The time constant is 25ns, not 100ns, so the initial slope is 220V/25ns = 8.8Gv/s
There is about 100nC in the capacitor which has to drain on timescale of 25ns, ie about 4A,
and it has to rise to that sort of value in that timescale roughly, 4A / 25ns ~ several 100MA/s
I used the voltage as a function of time equation for a capacitor.
Tau will be equal to RC, where R is simply the mosfet Ron and the impedance of the transducer, 50ohm, in series.

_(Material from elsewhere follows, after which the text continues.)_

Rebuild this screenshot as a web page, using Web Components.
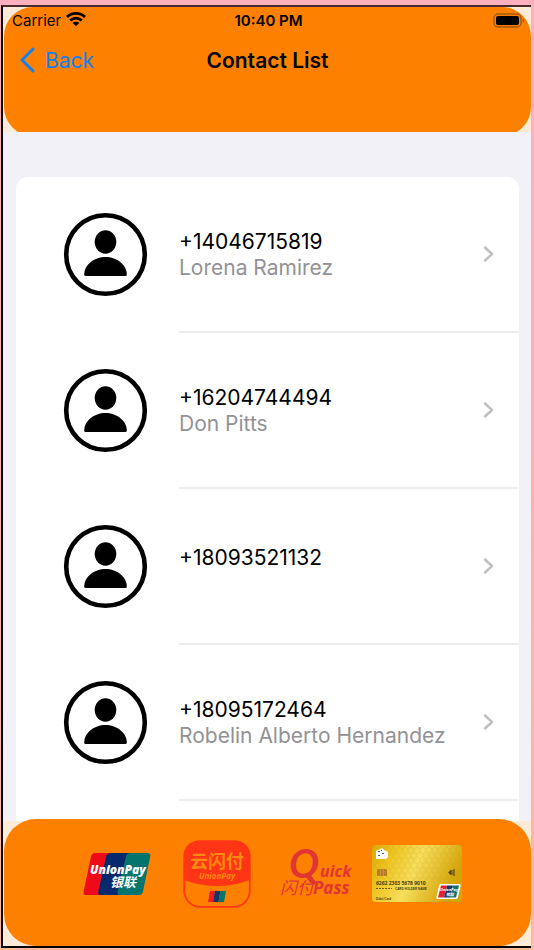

I found a typical 250V mosfet that had an Ron of 0.32ohms, so I used R = 50.32ohm.
Vc(t) = Vo * e^(-t/tau)
Vc(25ns) = 76.44V
Vc(50ns) = 26.56V
Vc(75ns) = 9.22V
Vc(100ns) = 3.2V (98.5% not 98.2%)
And then using the 25ns voltage to get dV/dT
25ns --> dV/dT = (220V - 76.44V)/25ns = 5.7424E9 V/s
50ns --> dV/dT = (220V - 26.56V)/50ns = 3.8688E9 V/s
75ns --> dV/dT = (220V - 9.22V)/75ns = 2.8104E9 V/s
100ns --> dV/dT = (220V - 3.2V)/100ns = 2.168E9 V/s
ic(25ns) = 470pF x 5.7424E9 = 2.69A
I think you are right that at the instant the capacitor starts discharging, dV/dT will be large simply because no time has yet passed and dividing by zero gives big numbers.
But after just 1ns we'd get
Vc(1ns) = 220V x e^-(1ns/(470pF x 50.32ohm)) = 210.89V
dV/dT = (220V - 210.89V)/1ns = 9.11E9
ic(1ns) = 470pF x 9.11E9 = 4.28A
After you had warned me of the issues with high dV/dT affecting mosfets, I read that article I posted a few comments above. I can't remember exactly where, but they mentioned that the dV/dT is a problem for mosfets if this occurs after (not during) the switch has been triggered. I guess that is beside the point though because the dV/dT will still start off high once the gate is done switching and begins discharging the capacitor to the transducer.
Also, it was mentioned in the article that if the dV/dT is extremely large for even as little as 1 or 2ns, the mosfet could have a false trigger or damage the component permanently. If this is the case, how are these devices supposed to be used at all in an AC configuration with an frequency above a few kHz? (My intended use is not with AC, though)
I seem to be at the point where I'm on the edge of damaging the component which isn't good. If I do end up having to research another way to go about creating a "pulse width switch" that can interface with a microcontroller that would be a huge setback. It might be possible to avoid interfacing with a controller, and instead using a crystal timer that could control the switching, with the microcontroller telling the crystal when to begin sending pulses.
Anyways, I think you are misunderstanding that ic(t) equation. If the time constant is 25ns, the dV/dT wouldn't simply be 220/25ns, it would need to incorporate the voltage lost during that time.